Studiato per contrastare la fibrillazione atriale, il farmaco riduce la mortalità per tutte le cause, l’ictus ischemico e i sanguinamenti maggiori.
Durante il congresso della Società Europea di Cardiologia (ESC) sono stati presentati i dati a quattro anni di follow-up dell’assunzione del farmaco edoxaban, anticoagulante orale non antagonista della vitamina K (NOAC) somministrato a pazienti con fibrillazione atriale (AF).
Lo studio corrispondente è l’ETNA-AF Europe, che coinvolge 13.164 pazienti afferenti a dieci Paesi europei, trattati con 30 mg o 60 mg di edoxaban: dopo 4 anni, appunto, il tasso annualizzato di mortalità per tutte le cause è del 4,1%, mentre quello di mortalità cardiovascolare è dell’1%.
Da sottolineare che i tassi risultano maggiori nella coorte trattata con solo 30 mg, rispetto ai 60 mg, differenza che si registra anche per tassi di sanguinamento maggiore (0,9% l’anno) e sanguinamento gastrointestinale maggiore (0,4% l’anno).
Simili, invece, nei due gruppi gli esiti per altri tassi annualizzati: quello per ictus (0,6%), attacco ischemico transitorio (0,3%), eventi embolitici sistemici (0,1%), emorragia intracranica (0,2% l’anno).
Da sottolineare che spesso i pazienti trattati con 30 mg di farmaco sono anche anziani, e quindi più fragili, il che può spiegare la ragione delle differenze di esito tra i due dosaggi per alcuni outcome.

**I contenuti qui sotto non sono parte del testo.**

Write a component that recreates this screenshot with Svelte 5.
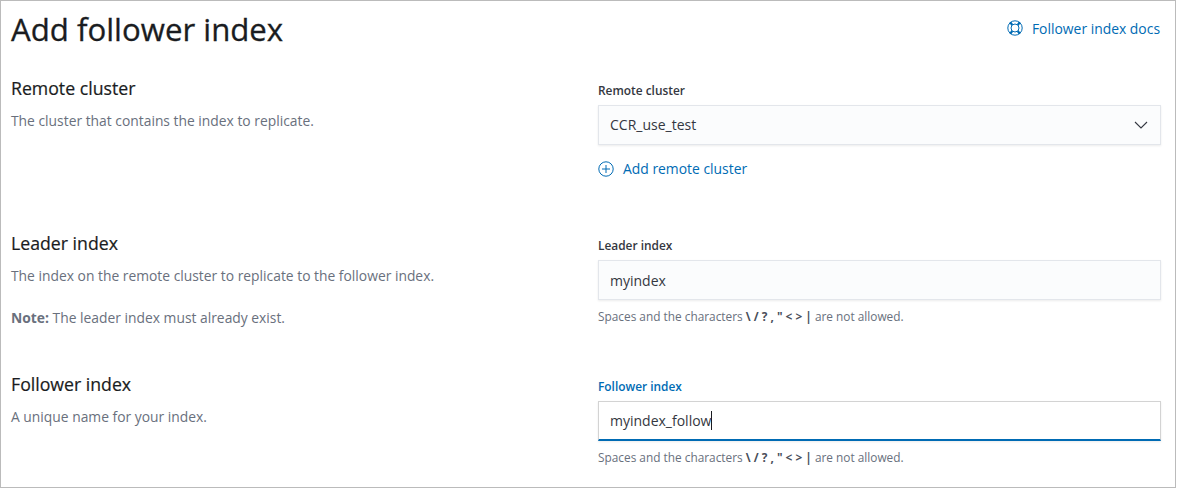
<script lang="ts">
  const restrictions = 'Spaces and the characters';
</script>

<div class="page">
  <header class="top">
    <h1>Add follower index</h1>
    <a class="link docs" href="#docs">
      <svg width="16" height="16" viewBox="0 0 16 16" fill="none" stroke="currentColor" stroke-width="1">
        <circle cx="8" cy="8" r="7.2" />
        <circle cx="8" cy="8" r="4" />
        <path d="M3.2 2.2 5.2 5M12.8 2.2 10.8 5M3.2 13.8 5.2 11M12.8 13.8 10.8 11" stroke-width="2.2" />
      </svg>
      Follower index docs
    </a>
  </header>

  <section class="row first">
    <div class="info">
      <h2>Remote cluster</h2>
      <p>The cluster that contains the index to replicate.</p>
    </div>
    <div class="control">
      <span class="label">Remote cluster</span>
      <div class="field select">
        <span>CCR_use_test</span>
        <svg width="14" height="8" viewBox="0 0 14 8" fill="none" stroke="#343741" stroke-width="1.1">
          <path d="M1 1 7 7 13 1" />
        </svg>
      </div>
      <a class="link add" href="#add">
        <svg width="16" height="16" viewBox="0 0 16 16" fill="none" stroke="currentColor" stroke-width="1">
          <circle cx="8" cy="8" r="7.2" />
          <path d="M8 4v8M4 8h8" />
        </svg>
        Add remote cluster
      </a>
    </div>
  </section>

  <section class="row second">
    <div class="info">
      <h2>Leader index</h2>
      <p>The index on the remote cluster to replicate to the follower index.</p>
      <p class="note"><strong>Note:</strong> The leader index must already exist.</p>
    </div>
    <div class="control">
      <span class="label">Leader index</span>
      <div class="field"><span>myindex</span></div>
      <p class="help">{restrictions} <b>\ / ? , " &lt; &gt; |</b> are not allowed.</p>
    </div>
  </section>

  <section class="row third">
    <div class="info">
      <h2>Follower index</h2>
      <p>A unique name for your index.</p>
    </div>
    <div class="control">
      <span class="label active">Follower index</span>
      <div class="field focused"><span class="caret">myindex_follow</span></div>
      <p class="help">{restrictions} <b>\ / ? , " &lt; &gt; |</b> are not allowed.</p>
    </div>
  </section>
</div>

<style>
  :global(body) {
    margin: 0;
    background: #fff;
  }

  .page {
    box-sizing: border-box;
    width: 1176px;
    height: 488px;
    border: 1px solid #bbb;
    padding: 0 15px 0 10px;
    font-family: "Open Sans", sans-serif;
    font-size: 14px;
    color: #343741;
    overflow: hidden;
  }

  .top {
    display: flex;
    justify-content: space-between;
    align-items: center;
    height: 56px;
    margin-bottom: 19px;
  }

  h1 {
    margin: 0;
    font-size: 31.2px;
    font-weight: 500;
    color: #1a1c21;
    line-height: 56px;
    -webkit-text-stroke: 0.3px #1a1c21;
  }

  h2 {
    margin: 0;
    font-size: 17.7px;
    font-weight: 500;
    line-height: 24px;
    color: #1a1c21;
    -webkit-text-stroke: 0.2px #1a1c21;
  }

  .link {
    display: flex;
    align-items: center;
    gap: 9px;
    color: #006bb4;
    text-decoration: none;
    font-size: 13.9px;
  }

  .docs { margin-bottom: 2px; }

  .row {
    display: grid;
    grid-template-columns: 587px 563px;
    box-sizing: border-box;
  }

  .first { height: 155px; }
  .second { height: 141px; }
  .third { height: 100px; }

  .control { padding-top: 4px; }

  .info p {
    margin: 11px 0 0;
    line-height: 20px;
    font-size: 13.85px;
    color: #69707d;
  }

  .info .note { margin-top: 22px; }

  .label {
    display: block;
    font-size: 11.9px;
    font-weight: 600;
    line-height: 20px;
    color: #343741;
    margin-bottom: 5px;
  }

  .label.active { color: #006bb4; }

  .field {
    box-sizing: border-box;
    height: 40px;
    display: flex;
    align-items: center;
    justify-content: space-between;
    padding: 0 12px 0 11px;
    background: #fbfcfd;
    border: 1px solid #e3e6eb;
    box-shadow: 0 1px 2px rgba(0, 0, 0, 0.08);
    font-size: 14px;
  }

  .select span { margin-bottom: 2px; }

  .focused {
    background: #fff;
    border: 1px solid #d3d3d3;
    border-bottom: 2px solid #006bb4;
  }

  .caret { border-right: 1px solid #1a1c21; }

  .add { margin-top: 14px; }

  .help {
    margin: 6px 0 0;
    font-size: 11.85px;
    line-height: 20px;
    color: #69707d;
  }

  .help b { font-weight: 700; color: #4a4f5a; }
</style>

«I dati ETNA-AF a quattro anni rafforzano ancora una volta il beneficio clinico dell’uso dei NOAC nei pazienti affetti da fibrillazione atriale, in particolare in quelli in cui è necessario gestire con attenzione anche comorbilità come diabete, scompenso cardiaco o fragilità, e ciò rappresenta un’ulteriore rassicurazione per la nostra pratica clinica», ha dichiarato Raffaele De Caterina, professore di Cardiologia presso l’Università di Pisa e direttore della Divisione di Cardiologia Universitaria dell’Azienda Ospedaliera Universitaria Pisana.
Studi su pazienti con aritmie non ancora conclamate in FA
Durante il Congresso sono stati presentati anche i risultati dello studio clinico NOAH-AFNET 6 che indaga la sicurezza e l’efficacia della terapia orale anticoagulante in pazienti con episodi ad alta frequenza atriale (AHRE) ma senza FA documentata.
Si tratta di un Investigator Initiated Study (IIS) che ha arruolato 2,536 pazienti per un periodo medio di 21 mesi: 1270 in terapia con edoxaban e gli altri con un placebo. Si è visto, in questo caso, che il farmaco non migliora gli outcome di questi soggetti, aumentando invece i sanguinamenti.
Si conferma dunque l’importanza di seguire le indicazioni approvate. Inoltre, le evidenze dello studio NOAH-AFNET 6 sottolinea sia la necessità di una documentazione ECG della fibrillazione atriale prima di iniziare il trattamento anticoagulante in questi pazienti sia il bisogno di ulteriori ricerche volte a comprendere meglio il rischio di ictus insito nell’AHRE.
In arrivo nuovi studi per meglio caratterizzare il trattamento dei fragili con FA
Molti dei pazienti con FA sono anziani o soggetti fragili, con comorbidità. Per questo è importante caratterizzare al meglio il trattamento. A tal fine, sono stati pensati degli studi ad hoc che partono da ETN-AF: uno sulla persistenza del trattamento con edoxaban in pazienti con FA; una sotto-analisi sulle caratteristiche demografiche e cliniche per capire se possano essere predittivi di esiti avversi.
Altri studi sono: una sotto-analisi di ENVISAGE-TAVI AF nella quale si valutano gli esiti di una stratificazione dei pazienti in terapia con anticoagulante orale in termini di riduzione della dose e all’età avanzata; analisi integrata di parametri di outcome in pazienti con FA che assumono edoxoban contro un altro antagonista della vitamina K.